Given the intolerance of voice signals to delays, the relatively "delay-free" circuit switched network is better designed for accommodating the biggest problem facing voice communications – namely, delay.

If Circuit Switching is Better Than Packet Switching for Voice, then Why the Enthusiasm for Packet Switched Voice?

 

Packet switched voice primarily makes sense where there is a need or driving desire to place voice on a data network that primarily carries data traffic. It make little sense at this time for existing carriers who primarily carry voice to junk their circuit switched infrastructure (which is rather optimal for voice communications) and convert over to a packet switched infrastructure (which is rather optimal for the relatively delay insensitive world of data communications).

For most carriers today, voice communications remains the "killer application." Although voice communications continues to dominate the landscape today, this will ultimately change as data communications grows at 100% per year, while voice only increases by 8 to 10% per year. Thus, the dabbling of major carriers in the packet switched voice (or more specifically voice over IP world) only makes sense to the extent that these carrier wish to offer a data network service that their data customers want to use for voice communications as well. For example, a multi-location user that uses a commercial data network service to connect those customer locations might want to gain some economies of scope by using that same network for voice communications, as well. It has been estimated that companies can lower their communications costs by as much as 40% by placing their voice traffic through the unused space in their data networks for a "free ride."

ATM, not IP, Provides Data Network Characteristics That Make Voice On Data Consolidation Ultimately Possible

 

To make such as user-specific voice-on-data consolidation possible (such as that discussed in the previous section), the commercial data network service must be able to provide voice transmission quality (including minimal delay) for the voice traffic.

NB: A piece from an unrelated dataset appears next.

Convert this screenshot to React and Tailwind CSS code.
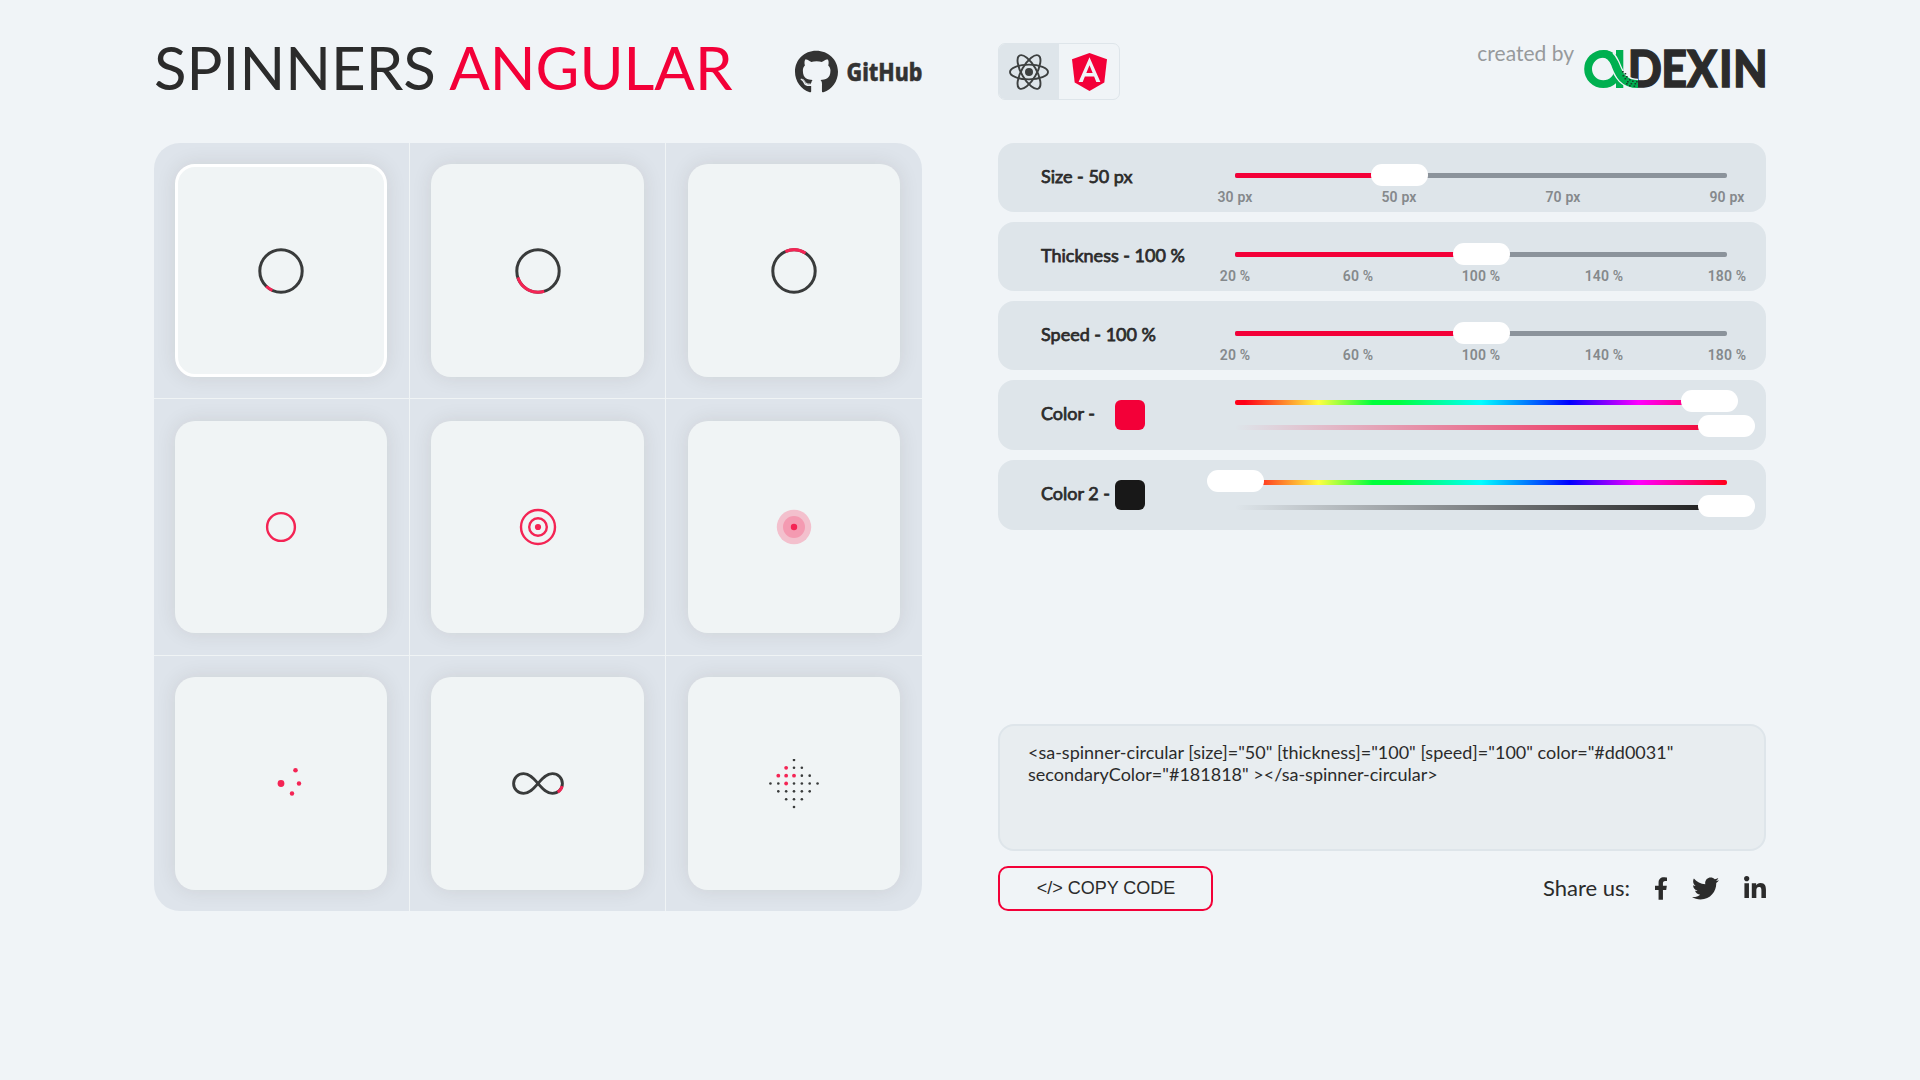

The IP protocol was neither designed to, nor is presently equipped to, offer a workable system for the duality of quality of service (i.e., minimal delay for voice, reasonable delay for data) that a data network needs in order for voice to be effectively placed on a data network. The original IP was designed to treat all traffic the same. Thus, congestion on an IP network equally delays all traffic, whether it is voice or data. While there are some quality of service features that are being made available for the IP protocol (e.g., RSVP, or Resource Reservation Protocol) these have not been widely adopted in inter-networking situations. One reason for this failure of RSVP acceptance is that back bone provides are reluctant to allow unknown third parties to control and prioritize the traffic through the backbone provider’s network.

ATM has become widely recognized as the only protocol that can accommodate a workable mixed voice and data environment. ATM has two very important features that make it the protocol of choice. First, ATM has a number of "classes of service," which allow voice traffic to be given priority over data traffic, when congestion occurs. Second, ATM uses relatively short fixed length packets, rather than variable length packets. This means that longer length packets cannot dominate the use of a transmission channel at the expense of short length packets, or vice a versa. As a result, qualities of service of the ATM protocol are enforced neutrally among all packets, based solely on their class of service, and not the length of the packets.

The only problem with ATM is that it is relatively expensive and not widely deployed at this time.

The Bottom Line

Packet switched voice makes sense when 1) most traffic is data and 2) the protocol used on the data network can effectively provide quality of service differentiation between voice and data such that during congestion situations voice services will not suffer delays. A careful examination of Sprint’s newly propose ION services indicates that the hybrid data/voice services provided over one transmission pipe to the ION customer will be built on an ATM fabric, such that voice services will be given the priorities that only ATM can offer at this time. The IP protocol does not (and could not) play any significant roles in the transmission infrastructure of such hybrid networks. Instead, to the extent voice over IP is offered, it is typically offered using a pseudo-quality of service for the IP by mapping voice and data IP sessions onto different ATM "virtual circuits," with the voice ATM virtual circuits having a higher priority than the data virtual circuits.

The bottom line is that "Voice Over IP" is actually just sizzle, while voice over ATM is really the steak and the steak is relatively expensive. Until these economics and technical factors change, circuit switched voice will (and should) dominate the landscape.